* start ENTRIES SUPPLIED *
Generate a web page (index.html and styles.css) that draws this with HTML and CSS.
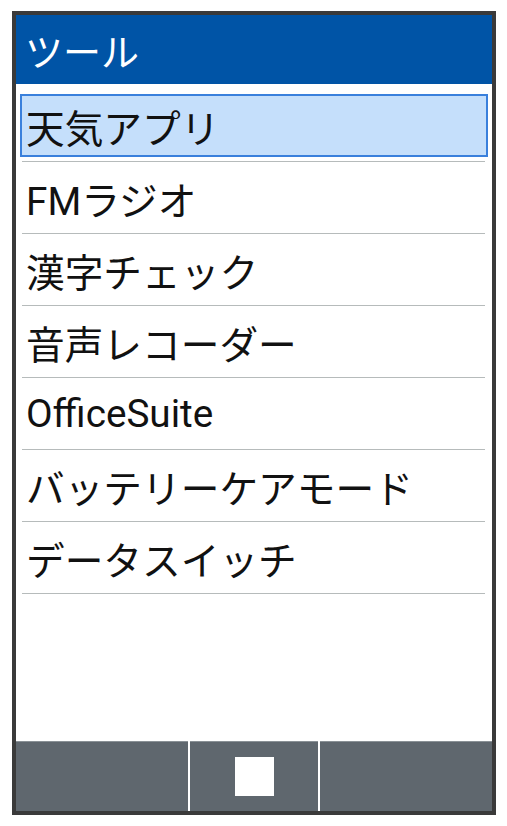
FILE: index.html
```html
<!DOCTYPE html>
<html lang="ja">
<head>
<meta charset="utf-8">
<link rel="stylesheet" href="styles.css">
</head>
<body>
<div class="frame">
  <div class="header">ツール</div>
  <div class="list">
    <div class="row"><div class="cell selected">天気アプリ</div><div class="line"></div></div>
    <div class="row"><div class="cell">FMラジオ</div><div class="line"></div></div>
    <div class="row"><div class="cell">漢字チェック</div><div class="line"></div></div>
    <div class="row"><div class="cell">音声レコーダー</div><div class="line"></div></div>
    <div class="row"><div class="cell">OfficeSuite</div><div class="line"></div></div>
    <div class="row"><div class="cell">バッテリーケアモード</div><div class="line"></div></div>
    <div class="row"><div class="cell">データスイッチ</div><div class="line"></div></div>
  </div>
  <div class="footer">
    <div class="key key-side"></div>
    <div class="key key-mid"><span class="square"></span></div>
    <div class="key key-side"></div>
  </div>
</div>
</body>
</html>
```
FILE: styles.css
```css
html, body {
  margin: 0;
  padding: 0;
  background: #ffffff;
}
body {
  width: 507px;
  height: 826px;
  font-family: Roboto, "Noto Sans CJK JP", sans-serif;
}
.frame {
  box-sizing: border-box;
  margin: 11px 11px 0 12px;
  width: 484px;
  height: 804px;
  border: 4px solid #3a3a3a;
  display: flex;
  flex-direction: column;
  background: #ffffff;
}
.header {
  height: 69px;
  background: #0054a6;
  color: #ffffff;
  font-size: 38px;
  display: flex;
  align-items: center;
  padding-left: 9px;
  flex-shrink: 0;
}
.list {
  flex: 1;
  padding-top: 6px;
}
.row {
  height: 72px;
  display: flex;
  flex-direction: column;
}
.cell {
  box-sizing: border-box;
  flex: 1;
  margin: 4px 4px 4px 4px;
  padding-left: 4px;
  display: flex;
  align-items: center;
  font-size: 38.7px;
  color: #111111;
  border: 2px solid transparent;
  white-space: nowrap;
}
.cell.selected {
  background: #c5dffb;
  border-color: #3a80dc;
}
.line {
  height: 1px;
  margin: 0 7px 0 6px;
  background: #b6bbbb;
}
.footer {
  height: 70px;
  flex-shrink: 0;
  display: flex;
  gap: 2px;
  background: #ffffff;
}
.key {
  background: #5f676e;
  border-top: 1px solid #8a9196;
  display: flex;
  align-items: center;
  justify-content: center;
}
.key-side {
  width: 172px;
}
.key-mid {
  flex: 1;
}
.square {
  width: 39px;
  height: 39px;
  background: #ffffff;
}
```
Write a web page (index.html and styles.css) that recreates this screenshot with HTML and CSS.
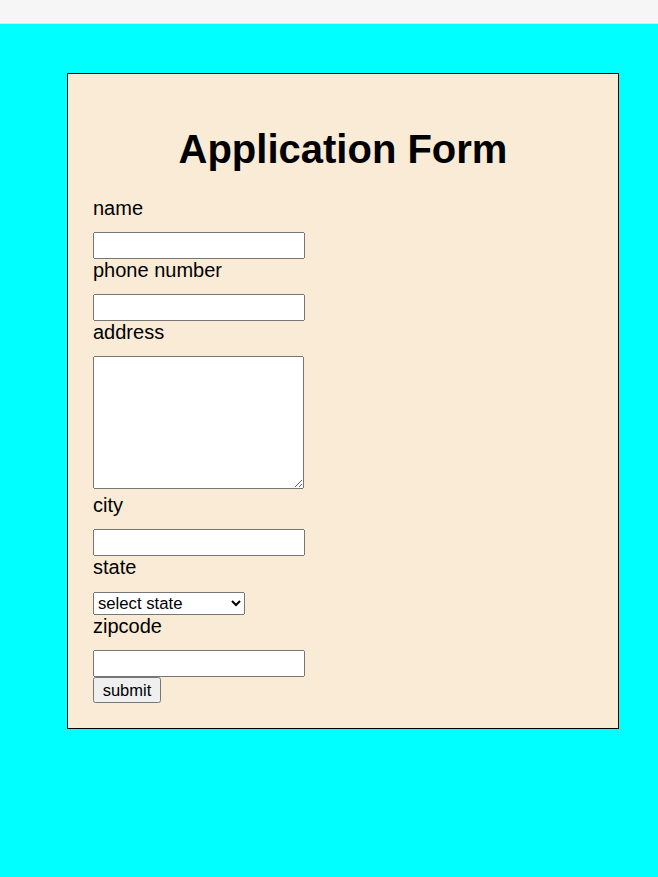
* end ENTRIES SUPPLIED *
(SET TASK)
Excluding the pictures, reproduce every entry exactly as given.

(RESPONSE FOR THIS EXERCISE)
Generate a web page (index.html and styles.css) that draws this with HTML and CSS.
FILE: index.html
```html
<!DOCTYPE html>
<html lang="ja">
<head>
<meta charset="utf-8">
<link rel="stylesheet" href="styles.css">
</head>
<body>
<div class="frame">
  <div class="header">ツール</div>
  <div class="list">
    <div class="row"><div class="cell selected">天気アプリ</div><div class="line"></div></div>
    <div class="row"><div class="cell">FMラジオ</div><div class="line"></div></div>
    <div class="row"><div class="cell">漢字チェック</div><div class="line"></div></div>
    <div class="row"><div class="cell">音声レコーダー</div><div class="line"></div></div>
    <div class="row"><div class="cell">OfficeSuite</div><div class="line"></div></div>
    <div class="row"><div class="cell">バッテリーケアモード</div><div class="line"></div></div>
    <div class="row"><div class="cell">データスイッチ</div><div class="line"></div></div>
  </div>
  <div class="footer">
    <div class="key key-side"></div>
    <div class="key key-mid"><span class="square"></span></div>
    <div class="key key-side"></div>
  </div>
</div>
</body>
</html>
```
FILE: styles.css
```css
html, body {
  margin: 0;
  padding: 0;
  background: #ffffff;
}
body {
  width: 507px;
  height: 826px;
  font-family: Roboto, "Noto Sans CJK JP", sans-serif;
}
.frame {
  box-sizing: border-box;
  margin: 11px 11px 0 12px;
  width: 484px;
  height: 804px;
  border: 4px solid #3a3a3a;
  display: flex;
  flex-direction: column;
  background: #ffffff;
}
.header {
  height: 69px;
  background: #0054a6;
  color: #ffffff;
  font-size: 38px;
  display: flex;
  align-items: center;
  padding-left: 9px;
  flex-shrink: 0;
}
.list {
  flex: 1;
  padding-top: 6px;
}
.row {
  height: 72px;
  display: flex;
  flex-direction: column;
}
.cell {
  box-sizing: border-box;
  flex: 1;
  margin: 4px 4px 4px 4px;
  padding-left: 4px;
  display: flex;
  align-items: center;
  font-size: 38.7px;
  color: #111111;
  border: 2px solid transparent;
  white-space: nowrap;
}
.cell.selected {
  background: #c5dffb;
  border-color: #3a80dc;
}
.line {
  height: 1px;
  margin: 0 7px 0 6px;
  background: #b6bbbb;
}
.footer {
  height: 70px;
  flex-shrink: 0;
  display: flex;
  gap: 2px;
  background: #ffffff;
}
.key {
  background: #5f676e;
  border-top: 1px solid #8a9196;
  display: flex;
  align-items: center;
  justify-content: center;
}
.key-side {
  width: 172px;
}
.key-mid {
  flex: 1;
}
.square {
  width: 39px;
  height: 39px;
  background: #ffffff;
}
```
Write a web page (index.html and styles.css) that recreates this screenshot with HTML and CSS.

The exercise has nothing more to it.